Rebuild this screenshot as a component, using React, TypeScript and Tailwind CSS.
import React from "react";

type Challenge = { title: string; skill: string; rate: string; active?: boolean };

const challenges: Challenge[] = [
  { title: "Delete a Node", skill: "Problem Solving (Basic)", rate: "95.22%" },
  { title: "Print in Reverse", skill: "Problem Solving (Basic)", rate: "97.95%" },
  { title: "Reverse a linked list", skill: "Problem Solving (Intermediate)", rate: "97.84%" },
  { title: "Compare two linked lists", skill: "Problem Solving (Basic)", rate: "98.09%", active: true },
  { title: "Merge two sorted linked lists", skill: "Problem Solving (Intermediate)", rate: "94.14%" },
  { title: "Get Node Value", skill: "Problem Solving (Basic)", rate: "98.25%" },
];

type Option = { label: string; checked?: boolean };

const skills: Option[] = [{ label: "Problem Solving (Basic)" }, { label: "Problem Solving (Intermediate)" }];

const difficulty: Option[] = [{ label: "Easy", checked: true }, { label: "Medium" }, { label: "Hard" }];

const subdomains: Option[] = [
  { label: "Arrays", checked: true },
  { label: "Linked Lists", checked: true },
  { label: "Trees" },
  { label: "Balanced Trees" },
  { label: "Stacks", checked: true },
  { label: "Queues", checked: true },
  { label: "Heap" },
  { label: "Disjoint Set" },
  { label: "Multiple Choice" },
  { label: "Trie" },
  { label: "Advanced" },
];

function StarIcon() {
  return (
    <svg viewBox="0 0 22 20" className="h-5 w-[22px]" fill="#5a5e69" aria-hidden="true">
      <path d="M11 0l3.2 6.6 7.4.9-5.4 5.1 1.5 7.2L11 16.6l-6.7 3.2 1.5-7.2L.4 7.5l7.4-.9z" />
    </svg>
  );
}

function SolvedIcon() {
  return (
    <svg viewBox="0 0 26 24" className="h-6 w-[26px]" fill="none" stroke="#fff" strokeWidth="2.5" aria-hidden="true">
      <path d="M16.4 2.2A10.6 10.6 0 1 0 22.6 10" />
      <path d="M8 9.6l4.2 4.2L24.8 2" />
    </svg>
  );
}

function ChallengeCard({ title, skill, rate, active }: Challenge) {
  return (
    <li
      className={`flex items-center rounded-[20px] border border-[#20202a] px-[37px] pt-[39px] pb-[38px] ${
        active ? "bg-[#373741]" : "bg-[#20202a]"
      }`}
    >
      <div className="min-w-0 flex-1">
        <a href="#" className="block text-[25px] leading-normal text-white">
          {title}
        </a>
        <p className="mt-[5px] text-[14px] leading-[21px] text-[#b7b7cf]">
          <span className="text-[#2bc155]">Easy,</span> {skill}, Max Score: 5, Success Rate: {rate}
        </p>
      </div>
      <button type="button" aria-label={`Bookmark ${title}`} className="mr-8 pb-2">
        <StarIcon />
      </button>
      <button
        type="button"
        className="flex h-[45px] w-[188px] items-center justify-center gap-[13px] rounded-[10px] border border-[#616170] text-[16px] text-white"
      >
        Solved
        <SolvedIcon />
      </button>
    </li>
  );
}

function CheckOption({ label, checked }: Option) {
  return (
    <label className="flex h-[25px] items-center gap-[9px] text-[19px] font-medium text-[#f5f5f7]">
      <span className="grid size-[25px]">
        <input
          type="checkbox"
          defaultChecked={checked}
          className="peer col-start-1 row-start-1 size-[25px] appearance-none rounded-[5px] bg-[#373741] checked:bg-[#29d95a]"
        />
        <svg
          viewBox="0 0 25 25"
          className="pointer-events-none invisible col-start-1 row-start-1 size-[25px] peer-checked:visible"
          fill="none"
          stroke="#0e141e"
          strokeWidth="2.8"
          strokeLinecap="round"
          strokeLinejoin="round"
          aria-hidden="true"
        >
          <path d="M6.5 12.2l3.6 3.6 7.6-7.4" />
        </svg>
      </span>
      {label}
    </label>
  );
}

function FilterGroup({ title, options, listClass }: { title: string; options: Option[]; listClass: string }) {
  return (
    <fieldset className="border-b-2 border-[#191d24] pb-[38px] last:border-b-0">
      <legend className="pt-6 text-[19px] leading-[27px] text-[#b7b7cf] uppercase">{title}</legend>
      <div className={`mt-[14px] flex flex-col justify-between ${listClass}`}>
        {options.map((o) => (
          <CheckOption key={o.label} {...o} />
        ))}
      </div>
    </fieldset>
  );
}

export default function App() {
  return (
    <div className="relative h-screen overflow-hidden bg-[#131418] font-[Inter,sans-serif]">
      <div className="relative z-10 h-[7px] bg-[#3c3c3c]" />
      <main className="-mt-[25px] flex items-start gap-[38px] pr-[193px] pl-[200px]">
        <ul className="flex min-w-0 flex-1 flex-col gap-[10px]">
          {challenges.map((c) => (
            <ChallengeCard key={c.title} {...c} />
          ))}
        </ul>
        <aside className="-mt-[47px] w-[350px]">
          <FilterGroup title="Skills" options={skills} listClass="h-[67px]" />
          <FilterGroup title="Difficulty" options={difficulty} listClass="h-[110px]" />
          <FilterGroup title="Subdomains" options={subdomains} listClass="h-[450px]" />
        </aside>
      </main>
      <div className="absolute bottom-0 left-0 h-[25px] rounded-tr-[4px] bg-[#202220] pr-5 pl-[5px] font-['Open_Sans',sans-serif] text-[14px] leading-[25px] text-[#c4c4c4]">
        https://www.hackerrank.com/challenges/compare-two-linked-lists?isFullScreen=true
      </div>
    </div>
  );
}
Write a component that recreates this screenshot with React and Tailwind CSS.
----------------------------------------
Short exercise: Reproduce every line above without error.

Complete output:
Rebuild this screenshot as a component, using React, TypeScript and Tailwind CSS.
import React from "react";

type Challenge = { title: string; skill: string; rate: string; active?: boolean };

const challenges: Challenge[] = [
  { title: "Delete a Node", skill: "Problem Solving (Basic)", rate: "95.22%" },
  { title: "Print in Reverse", skill: "Problem Solving (Basic)", rate: "97.95%" },
  { title: "Reverse a linked list", skill: "Problem Solving (Intermediate)", rate: "97.84%" },
  { title: "Compare two linked lists", skill: "Problem Solving (Basic)", rate: "98.09%", active: true },
  { title: "Merge two sorted linked lists", skill: "Problem Solving (Intermediate)", rate: "94.14%" },
  { title: "Get Node Value", skill: "Problem Solving (Basic)", rate: "98.25%" },
];

type Option = { label: string; checked?: boolean };

const skills: Option[] = [{ label: "Problem Solving (Basic)" }, { label: "Problem Solving (Intermediate)" }];

const difficulty: Option[] = [{ label: "Easy", checked: true }, { label: "Medium" }, { label: "Hard" }];

const subdomains: Option[] = [
  { label: "Arrays", checked: true },
  { label: "Linked Lists", checked: true },
  { label: "Trees" },
  { label: "Balanced Trees" },
  { label: "Stacks", checked: true },
  { label: "Queues", checked: true },
  { label: "Heap" },
  { label: "Disjoint Set" },
  { label: "Multiple Choice" },
  { label: "Trie" },
  { label: "Advanced" },
];

function StarIcon() {
  return (
    <svg viewBox="0 0 22 20" className="h-5 w-[22px]" fill="#5a5e69" aria-hidden="true">
      <path d="M11 0l3.2 6.6 7.4.9-5.4 5.1 1.5 7.2L11 16.6l-6.7 3.2 1.5-7.2L.4 7.5l7.4-.9z" />
    </svg>
  );
}

function SolvedIcon() {
  return (
    <svg viewBox="0 0 26 24" className="h-6 w-[26px]" fill="none" stroke="#fff" strokeWidth="2.5" aria-hidden="true">
      <path d="M16.4 2.2A10.6 10.6 0 1 0 22.6 10" />
      <path d="M8 9.6l4.2 4.2L24.8 2" />
    </svg>
  );
}

function ChallengeCard({ title, skill, rate, active }: Challenge) {
  return (
    <li
      className={`flex items-center rounded-[20px] border border-[#20202a] px-[37px] pt-[39px] pb-[38px] ${
        active ? "bg-[#373741]" : "bg-[#20202a]"
      }`}
    >
      <div className="min-w-0 flex-1">
        <a href="#" className="block text-[25px] leading-normal text-white">
          {title}
        </a>
        <p className="mt-[5px] text-[14px] leading-[21px] text-[#b7b7cf]">
          <span className="text-[#2bc155]">Easy,</span> {skill}, Max Score: 5, Success Rate: {rate}
        </p>
      </div>
      <button type="button" aria-label={`Bookmark ${title}`} className="mr-8 pb-2">
        <StarIcon />
      </button>
      <button
        type="button"
        className="flex h-[45px] w-[188px] items-center justify-center gap-[13px] rounded-[10px] border border-[#616170] text-[16px] text-white"
      >
        Solved
        <SolvedIcon />
      </button>
    </li>
  );
}

function CheckOption({ label, checked }: Option) {
  return (
    <label className="flex h-[25px] items-center gap-[9px] text-[19px] font-medium text-[#f5f5f7]">
      <span className="grid size-[25px]">
        <input
          type="checkbox"
          defaultChecked={checked}
          className="peer col-start-1 row-start-1 size-[25px] appearance-none rounded-[5px] bg-[#373741] checked:bg-[#29d95a]"
        />
        <svg
          viewBox="0 0 25 25"
          className="pointer-events-none invisible col-start-1 row-start-1 size-[25px] peer-checked:visible"
          fill="none"
          stroke="#0e141e"
          strokeWidth="2.8"
          strokeLinecap="round"
          strokeLinejoin="round"
          aria-hidden="true"
        >
          <path d="M6.5 12.2l3.6 3.6 7.6-7.4" />
        </svg>
      </span>
      {label}
    </label>
  );
}

function FilterGroup({ title, options, listClass }: { title: string; options: Option[]; listClass: string }) {
  return (
    <fieldset className="border-b-2 border-[#191d24] pb-[38px] last:border-b-0">
      <legend className="pt-6 text-[19px] leading-[27px] text-[#b7b7cf] uppercase">{title}</legend>
      <div className={`mt-[14px] flex flex-col justify-between ${listClass}`}>
        {options.map((o) => (
          <CheckOption key={o.label} {...o} />
        ))}
      </div>
    </fieldset>
  );
}

export default function App() {
  return (
    <div className="relative h-screen overflow-hidden bg-[#131418] font-[Inter,sans-serif]">
      <div className="relative z-10 h-[7px] bg-[#3c3c3c]" />
      <main className="-mt-[25px] flex items-start gap-[38px] pr-[193px] pl-[200px]">
        <ul className="flex min-w-0 flex-1 flex-col gap-[10px]">
          {challenges.map((c) => (
            <ChallengeCard key={c.title} {...c} />
          ))}
        </ul>
        <aside className="-mt-[47px] w-[350px]">
          <FilterGroup title="Skills" options={skills} listClass="h-[67px]" />
          <FilterGroup title="Difficulty" options={difficulty} listClass="h-[110px]" />
          <FilterGroup title="Subdomains" options={subdomains} listClass="h-[450px]" />
        </aside>
      </main>
      <div className="absolute bottom-0 left-0 h-[25px] rounded-tr-[4px] bg-[#202220] pr-5 pl-[5px] font-['Open_Sans',sans-serif] text-[14px] leading-[25px] text-[#c4c4c4]">
        https://www.hackerrank.com/challenges/compare-two-linked-lists?isFullScreen=true
      </div>
    </div>
  );
}
Write a component that recreates this screenshot with React and Tailwind CSS.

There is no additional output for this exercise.